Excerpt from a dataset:
# # #

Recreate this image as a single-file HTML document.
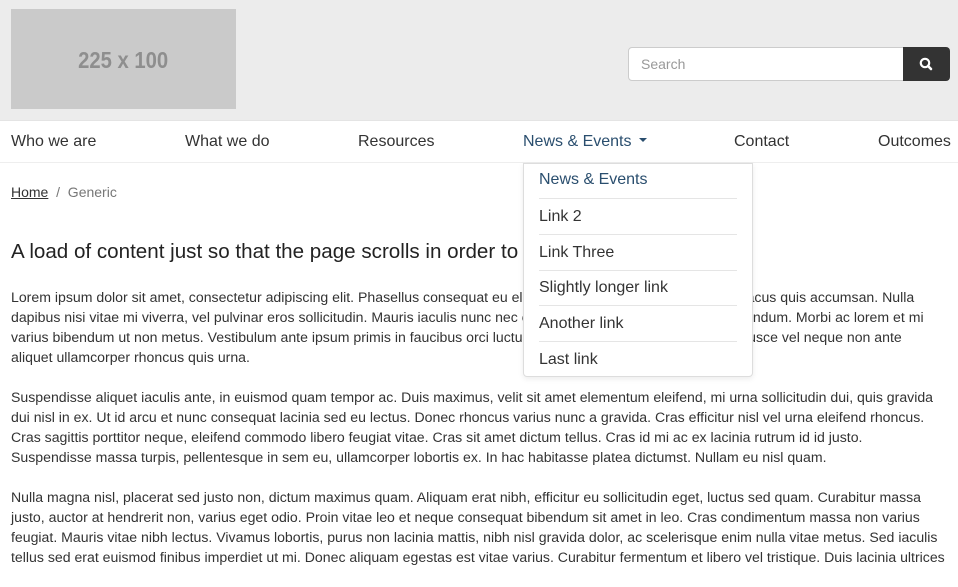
<!DOCTYPE html>
<html><head><meta charset="utf-8"><style>
*{box-sizing:border-box;margin:0;padding:0}
body{width:958px;height:572px;overflow:hidden;background:#fff;font-family:"Liberation Sans",Arial,sans-serif;color:#333;position:relative}
.hdr{position:absolute;left:0;top:0;width:958px;height:120px;background:#ececec}
.logo{position:absolute;left:11px;top:9px;width:225px;height:100px;background:#cacaca;color:#8e8e8e;font:bold 23px "Liberation Sans",sans-serif;text-align:center;line-height:102px}
.logo span{display:inline-block;transform:scaleX(.88)}
.search{position:absolute;left:628px;top:47px;width:276px;height:34px;background:#fff;border:1px solid #ccc;border-radius:4px 0 0 4px;font-size:14px;color:#999;padding:8px 12px}
.btn{position:absolute;left:903px;top:47px;width:47px;height:34px;background:#333;border-radius:0 4px 4px 0}
.nav{position:absolute;left:0;top:120px;width:958px;height:43px;border-top:1px solid #e4e4e4;border-bottom:1px solid #eee;background:#fff}
.nav span{position:absolute;top:12px;font-size:16px;color:#333}
.dd{position:absolute;left:523px;top:163px;width:230px;height:214px;background:#fff;border:1px solid #ddd;border-radius:0 0 4px 4px;box-shadow:0 2px 6px rgba(0,0,0,.08)}
.dd div{position:absolute;left:15px;width:198px;font-size:16px;color:#333;height:36px}
.dd div.b{border-top:1px solid #e5e5e5}
.bc{position:absolute;left:11px;top:184px;font-size:14px;color:#777}
.bc a{color:#333;text-decoration:underline}
h1{position:absolute;left:11px;top:240px;font-size:20.6px;font-weight:normal;color:#222;white-space:nowrap}
.txt{position:absolute;left:11px;top:287px;width:940px;font-size:14.1px;line-height:20px;color:#333;white-space:nowrap}
.txt p{margin-bottom:20px}
</style></head><body>
<div class="hdr">
<div class="logo"><span>225 x 100</span></div>
<div class="search">Search</div>
<div class="btn"><svg width="47" height="34" viewBox="0 0 47 34"><circle cx="22" cy="16" r="4.2" fill="none" stroke="#fff" stroke-width="2.2"/><line x1="25" y1="19" x2="28" y2="22" stroke="#fff" stroke-width="2.6" stroke-linecap="round"/></svg></div>
</div>
<div class="nav">
<span style="left:11px">Who we are</span>
<span style="left:185px">What we do</span>
<span style="left:358px">Resources</span>
<span style="left:523px;color:#2a4e6e">News &amp; Events <svg width="10" height="6" viewBox="0 0 10 6" style="vertical-align:3px;margin-left:2px"><path d="M1 1h8L5 5z" fill="#2a4e6e"/></svg></span>
<span style="left:734px">Contact</span>
<span style="left:878px">Outcomes</span>
</div>
<div class="bc"><a>Home</a> &nbsp;/&nbsp; Generic</div>
<h1>A load of content just so that the page scrolls in order to test the sticky header!</h1>
<div class="txt">
<p>Lorem ipsum dolor sit amet, consectetur adipiscing elit. Phasellus consequat eu elit at maximus tortor. Nunc euismod lacus quis accumsan. Nulla<br>dapibus nisi vitae mi viverra, vel pulvinar eros sollicitudin. Mauris iaculis nunc nec eros fermentum, et vehicula sed bibendum. Morbi ac lorem et mi<br>varius bibendum ut non metus. Vestibulum ante ipsum primis in faucibus orci luctus et ultrices posuere cubilia curae. Fusce vel neque non ante<br>aliquet ullamcorper rhoncus quis urna.</p>
<p>Suspendisse aliquet iaculis ante, in euismod quam tempor ac. Duis maximus, velit sit amet elementum eleifend, mi urna sollicitudin dui, quis gravida<br>dui nisl in ex. Ut id arcu et nunc consequat lacinia sed eu lectus. Donec rhoncus varius nunc a gravida. Cras efficitur nisl vel urna eleifend rhoncus.<br>Cras sagittis porttitor neque, eleifend commodo libero feugiat vitae. Cras sit amet dictum tellus. Cras id mi ac ex lacinia rutrum id id justo.<br>Suspendisse massa turpis, pellentesque in sem eu, ullamcorper lobortis ex. In hac habitasse platea dictumst. Nullam eu nisl quam.</p>
<p>Nulla magna nisl, placerat sed justo non, dictum maximus quam. Aliquam erat nibh, efficitur eu sollicitudin eget, luctus sed quam. Curabitur massa<br>justo, auctor at hendrerit non, varius eget odio. Proin vitae leo et neque consequat bibendum sit amet in leo. Cras condimentum massa non varius<br>feugiat. Mauris vitae nibh lectus. Vivamus lobortis, purus non lacinia mattis, nibh nisl gravida dolor, ac scelerisque enim nulla vitae metus. Sed iaculis<br>tellus sed erat euismod finibus imperdiet ut mi. Donec aliquam egestas est vitae varius. Curabitur fermentum et libero vel tristique. Duis lacinia ultrices</p>
</div>
<div class="dd">
<div style="top:7px;color:#2a4e6e">News &amp; Events</div>
<div class="b" style="top:34px;padding-top:9px">Link 2</div>
<div class="b" style="top:70px;padding-top:9px">Link Three</div>
<div class="b" style="top:106px;padding-top:8px">Slightly longer link</div>
<div class="b" style="top:141px;padding-top:9px">Another link</div>
<div class="b" style="top:177px;padding-top:9px">Last link</div>
</div>
</body></html>
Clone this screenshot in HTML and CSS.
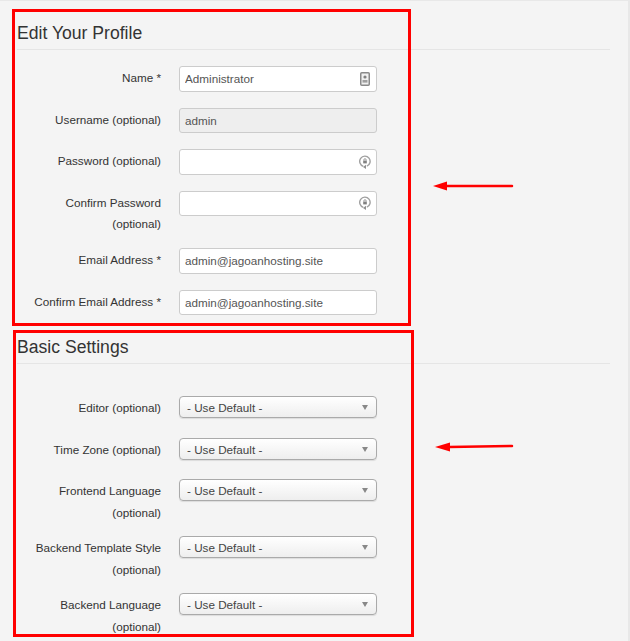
FILE: index.html
```html
<!DOCTYPE html>
<html lang="en">
<head>
    <meta charset="UTF-8">
    <meta name="viewport" content="width=device-width, initial-scale=1.0">
    <title>Edit Your Profile</title>
    <link rel="stylesheet" href="styles.css">
</head>
<body>
    <form class="page">
        <section class="profile">
            <h2>Edit Your Profile</h2>

            <div class="row">
                <label>Name *</label>
                <div class="field">
                    <input type="text" value="Administrator">
                    <svg class="icon" width="12" height="14" viewBox="0 0 12 14">
                        <rect x="1.750" y="0.750" width="8.500" height="12.500" rx="1" fill="#f0f0f0" stroke="#8a8a8a" stroke-width="1.500"/>
                        <circle cx="6" cy="5" r="1.600" fill="#808080"/>
                        <rect x="3.500" y="8" width="5" height="2.600" fill="#a0a0a0"/>
                    </svg>
                </div>
            </div>

            <div class="row">
                <label>Username (optional)</label>
                <div class="field disabled">
                    <input type="text" value="admin" disabled>
                </div>
            </div>

            <div class="row">
                <label>Password (optional)</label>
                <div class="field">
                    <input type="password">
                    <svg class="icon" width="12" height="14" viewBox="0 0 12 14">
                        <path d="M4.300 11.300A5.200 5.200 0 1 1 7.800 11.200" fill="none" stroke="#a0a0a0" stroke-width="1.400"/>
                        <path d="M7 9.800v4.200L4 12z" fill="#909090"/>
                        <rect x="4.200" y="5.600" width="3.600" height="2.800" fill="#808080"/>
                        <path d="M4.900 5.600V4.800a1.100 1.100 0 0 1 2.200 0V5.600" fill="none" stroke="#808080" stroke-width="0.800"/>
                    </svg>
                </div>
            </div>

            <div class="row row-tall">
                <label>Confirm Password (optional)</label>
                <div class="field">
                    <input type="password">
                    <svg class="icon" width="12" height="14" viewBox="0 0 12 14">
                        <path d="M4.300 11.300A5.200 5.200 0 1 1 7.800 11.200" fill="none" stroke="#a0a0a0" stroke-width="1.400"/>
                        <path d="M7 9.800v4.200L4 12z" fill="#909090"/>
                        <rect x="4.200" y="5.600" width="3.600" height="2.800" fill="#808080"/>
                        <path d="M4.900 5.600V4.800a1.100 1.100 0 0 1 2.200 0V5.600" fill="none" stroke="#808080" stroke-width="0.800"/>
                    </svg>
                </div>
            </div>

            <div class="row">
                <label>Email Address *</label>
                <div class="field">
                    <input type="text" value="admin@jagoanhosting.site">
                </div>
            </div>

            <div class="row">
                <label>Confirm Email Address *</label>
                <div class="field">
                    <input type="text" value="admin@jagoanhosting.site">
                </div>
            </div>
        </section>

        <section class="settings">
            <h2>Basic Settings</h2>

            <div class="row">
                <label>Editor (optional)</label>
                <div class="select"><span>- Use Default -</span><i class="caret"></i></div>
            </div>

            <div class="row">
                <label>Time Zone (optional)</label>
                <div class="select"><span>- Use Default -</span><i class="caret"></i></div>
            </div>

            <div class="row row-tall">
                <label>Frontend Language (optional)</label>
                <div class="select"><span>- Use Default -</span><i class="caret"></i></div>
            </div>

            <div class="row row-tall">
                <label>Backend Template Style (optional)</label>
                <div class="select"><span>- Use Default -</span><i class="caret"></i></div>
            </div>

            <div class="row row-tall">
                <label>Backend Language (optional)</label>
                <div class="select"><span>- Use Default -</span><i class="caret"></i></div>
            </div>
        </section>
    </form>

    <!-- red annotations drawn on top of the screenshot -->
    <div class="mark mark-one"></div>
    <div class="mark mark-two"></div>
    <svg class="arrow arrow-one" width="82" height="15" viewBox="0 0 82 15">
        <path d="M0 8L14 3.500V12.500z" fill="#f00"/>
        <path d="M13 8H79" stroke="#f00" stroke-width="2.500" stroke-linecap="round"/>
    </svg>
    <svg class="arrow arrow-two" width="80" height="15" viewBox="0 0 80 15">
        <path d="M0 8L15 3.500V12.500z" fill="#f00"/>
        <path d="M14 8L77 7" stroke="#f00" stroke-width="2.500" stroke-linecap="round"/>
    </svg>
</body>
</html>
```

FILE: styles.css
```css
html, body {
    height: 100%;
}

body {
    box-sizing: border-box;
    margin: 0;
    overflow: hidden;
    background-color: #f4f4f4;
    border-top: 1px solid #e8e8e8;
    border-right: 2px solid #e8e8e8;
    font-family: "Liberation Sans", Arial, sans-serif;
    font-size: 11.700px;
    color: #333;
}

.page {
    padding: 21px 18px 0 17px;
}

h2 {
    margin: 0;
    padding-bottom: 4px;
    border-bottom: 1px solid #e5e5e5;
    font-size: 17.600px;
    font-weight: normal;
    line-height: 23px;
    color: #333;
}

.profile h2 {
    margin-bottom: 16px;
}

.settings {
    margin-top: 21px;
}

.settings h2 {
    margin-bottom: 32px;
}

.row {
    display: flex;
    align-items: flex-start;
    margin-bottom: 16px;
}

.row-tall {
    margin-bottom: 13.500px;
}

label {
    width: 144px;
    margin-right: 18px;
    padding-top: 1px;
    text-align: right;
    line-height: 21.500px;
    color: #333;
}

.field {
    display: flex;
    align-items: center;
    box-sizing: border-box;
    width: 198px;
    height: 25.500px;
    padding: 0 5px;
    background: #fff;
    border: 1px solid #ccc;
    border-radius: 3px;
}

.field input {
    flex: 1;
    min-width: 0;
    padding: 0;
    border: none;
    background: none;
    outline: none;
    font: inherit;
    color: #555;
}

.field.disabled {
    background: #eee;
}

.icon {
    flex: none;
}

.settings .row {
    margin-bottom: 19px;
}

.settings .row-tall {
    margin-bottom: 13px;
}

.select {
    display: flex;
    align-items: center;
    justify-content: space-between;
    box-sizing: border-box;
    width: 198px;
    height: 22px;
    padding: 1px 8px 0 7px;
    background: linear-gradient(to bottom, #fff, #eee);
    border: 1px solid #aaa;
    border-radius: 4px;
    box-shadow: 0 1px 1px rgba(0, 0, 0, 0.1);
    color: #444;
}

.caret {
    width: 0;
    height: 0;
    border-left: 3.500px solid transparent;
    border-right: 3.500px solid transparent;
    border-top: 5px solid #888;
}

.mark {
    position: absolute;
    box-sizing: border-box;
    border: 3px solid #f00;
}

.mark-one {
    left: 12px;
    top: 9px;
    width: 399px;
    height: 317px;
}

.mark-two {
    left: 13px;
    top: 330px;
    width: 401px;
    height: 307px;
}

.arrow {
    position: absolute;
}

.arrow-one {
    left: 433px;
    top: 178px;
}

.arrow-two {
    left: 435px;
    top: 439px;
}
```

# # #

# [Set problem]
Say, as a single number and nothing more, how many lines of the entries contain the word "screenshot".

# [Written reply]
2